— Start of DATA ROWS —
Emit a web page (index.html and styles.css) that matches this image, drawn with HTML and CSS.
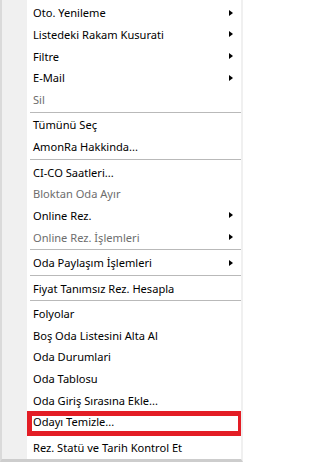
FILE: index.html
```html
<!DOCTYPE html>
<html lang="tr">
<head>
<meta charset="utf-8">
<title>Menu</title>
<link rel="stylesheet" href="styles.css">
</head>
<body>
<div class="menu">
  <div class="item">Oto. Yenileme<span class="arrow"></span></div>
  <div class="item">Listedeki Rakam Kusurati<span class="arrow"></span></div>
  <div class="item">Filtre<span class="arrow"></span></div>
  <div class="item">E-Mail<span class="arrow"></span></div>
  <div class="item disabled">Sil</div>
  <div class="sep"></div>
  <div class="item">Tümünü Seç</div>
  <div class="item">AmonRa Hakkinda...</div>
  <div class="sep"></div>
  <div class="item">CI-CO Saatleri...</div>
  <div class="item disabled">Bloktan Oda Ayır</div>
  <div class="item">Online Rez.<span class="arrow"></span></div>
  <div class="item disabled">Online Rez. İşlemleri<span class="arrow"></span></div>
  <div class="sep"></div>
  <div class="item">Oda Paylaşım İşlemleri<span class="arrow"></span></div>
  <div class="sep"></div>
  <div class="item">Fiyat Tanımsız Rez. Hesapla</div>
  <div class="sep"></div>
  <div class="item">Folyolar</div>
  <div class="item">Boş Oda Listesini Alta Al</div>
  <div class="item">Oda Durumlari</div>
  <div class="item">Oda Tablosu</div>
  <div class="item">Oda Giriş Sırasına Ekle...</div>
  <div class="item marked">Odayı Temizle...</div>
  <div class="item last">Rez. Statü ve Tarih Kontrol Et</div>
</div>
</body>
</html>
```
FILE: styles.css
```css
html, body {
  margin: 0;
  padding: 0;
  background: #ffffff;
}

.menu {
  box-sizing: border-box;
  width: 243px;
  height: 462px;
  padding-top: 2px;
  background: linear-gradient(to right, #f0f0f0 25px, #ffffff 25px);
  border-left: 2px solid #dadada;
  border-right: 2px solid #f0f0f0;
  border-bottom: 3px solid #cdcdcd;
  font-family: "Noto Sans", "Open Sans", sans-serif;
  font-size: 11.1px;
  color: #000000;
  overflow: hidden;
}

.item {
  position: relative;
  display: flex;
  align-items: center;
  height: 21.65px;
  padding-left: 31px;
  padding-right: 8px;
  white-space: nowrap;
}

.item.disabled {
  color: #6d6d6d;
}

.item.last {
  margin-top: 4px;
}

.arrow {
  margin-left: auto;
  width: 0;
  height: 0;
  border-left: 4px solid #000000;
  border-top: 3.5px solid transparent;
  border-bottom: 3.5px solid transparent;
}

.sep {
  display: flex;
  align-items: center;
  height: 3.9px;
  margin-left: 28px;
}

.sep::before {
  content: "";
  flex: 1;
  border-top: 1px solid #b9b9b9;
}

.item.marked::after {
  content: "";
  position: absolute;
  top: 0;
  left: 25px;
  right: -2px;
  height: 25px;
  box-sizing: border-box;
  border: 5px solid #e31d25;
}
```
— End of DATA ROWS —
— Start of DATA ROWS —
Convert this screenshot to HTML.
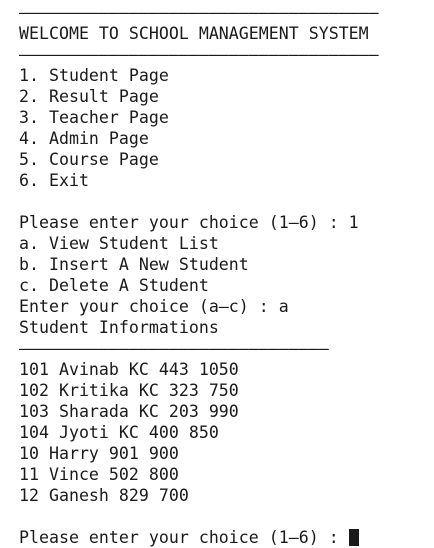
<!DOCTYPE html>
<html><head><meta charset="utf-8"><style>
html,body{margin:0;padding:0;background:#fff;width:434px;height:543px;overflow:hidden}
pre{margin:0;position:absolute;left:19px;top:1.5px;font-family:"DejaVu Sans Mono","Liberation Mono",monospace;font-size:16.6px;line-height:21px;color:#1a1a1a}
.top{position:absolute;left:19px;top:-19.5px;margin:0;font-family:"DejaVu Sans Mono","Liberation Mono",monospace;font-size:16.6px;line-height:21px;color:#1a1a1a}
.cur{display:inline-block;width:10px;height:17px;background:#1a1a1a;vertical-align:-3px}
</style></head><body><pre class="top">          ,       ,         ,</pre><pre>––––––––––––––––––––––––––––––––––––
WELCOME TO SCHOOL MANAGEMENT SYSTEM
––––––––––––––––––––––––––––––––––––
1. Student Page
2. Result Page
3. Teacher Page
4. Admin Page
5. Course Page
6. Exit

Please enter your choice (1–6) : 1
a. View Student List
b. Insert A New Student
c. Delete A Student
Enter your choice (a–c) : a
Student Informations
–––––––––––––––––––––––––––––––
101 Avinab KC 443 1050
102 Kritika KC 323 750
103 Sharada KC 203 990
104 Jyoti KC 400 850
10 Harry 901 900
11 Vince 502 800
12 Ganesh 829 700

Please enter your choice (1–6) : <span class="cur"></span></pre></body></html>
— End of DATA ROWS —
TASK GOAL —
Repeat only the lines from the one holding "Convert this screenshot to HTML." to the one holding "12 Ganesh 829 700", both ends included, and drop the images.

THE COMPLETED TASK —
Convert this screenshot to HTML.
<!DOCTYPE html>
<html><head><meta charset="utf-8"><style>
html,body{margin:0;padding:0;background:#fff;width:434px;height:543px;overflow:hidden}
pre{margin:0;position:absolute;left:19px;top:1.5px;font-family:"DejaVu Sans Mono","Liberation Mono",monospace;font-size:16.6px;line-height:21px;color:#1a1a1a}
.top{position:absolute;left:19px;top:-19.5px;margin:0;font-family:"DejaVu Sans Mono","Liberation Mono",monospace;font-size:16.6px;line-height:21px;color:#1a1a1a}
.cur{display:inline-block;width:10px;height:17px;background:#1a1a1a;vertical-align:-3px}
</style></head><body><pre class="top">          ,       ,         ,</pre><pre>––––––––––––––––––––––––––––––––––––
WELCOME TO SCHOOL MANAGEMENT SYSTEM
––––––––––––––––––––––––––––––––––––
1. Student Page
2. Result Page
3. Teacher Page
4. Admin Page
5. Course Page
6. Exit

Please enter your choice (1–6) : 1
a. View Student List
b. Insert A New Student
c. Delete A Student
Enter your choice (a–c) : a
Student Informations
–––––––––––––––––––––––––––––––
101 Avinab KC 443 1050
102 Kritika KC 323 750
103 Sharada KC 203 990
104 Jyoti KC 400 850
10 Harry 901 900
11 Vince 502 800
12 Ganesh 829 700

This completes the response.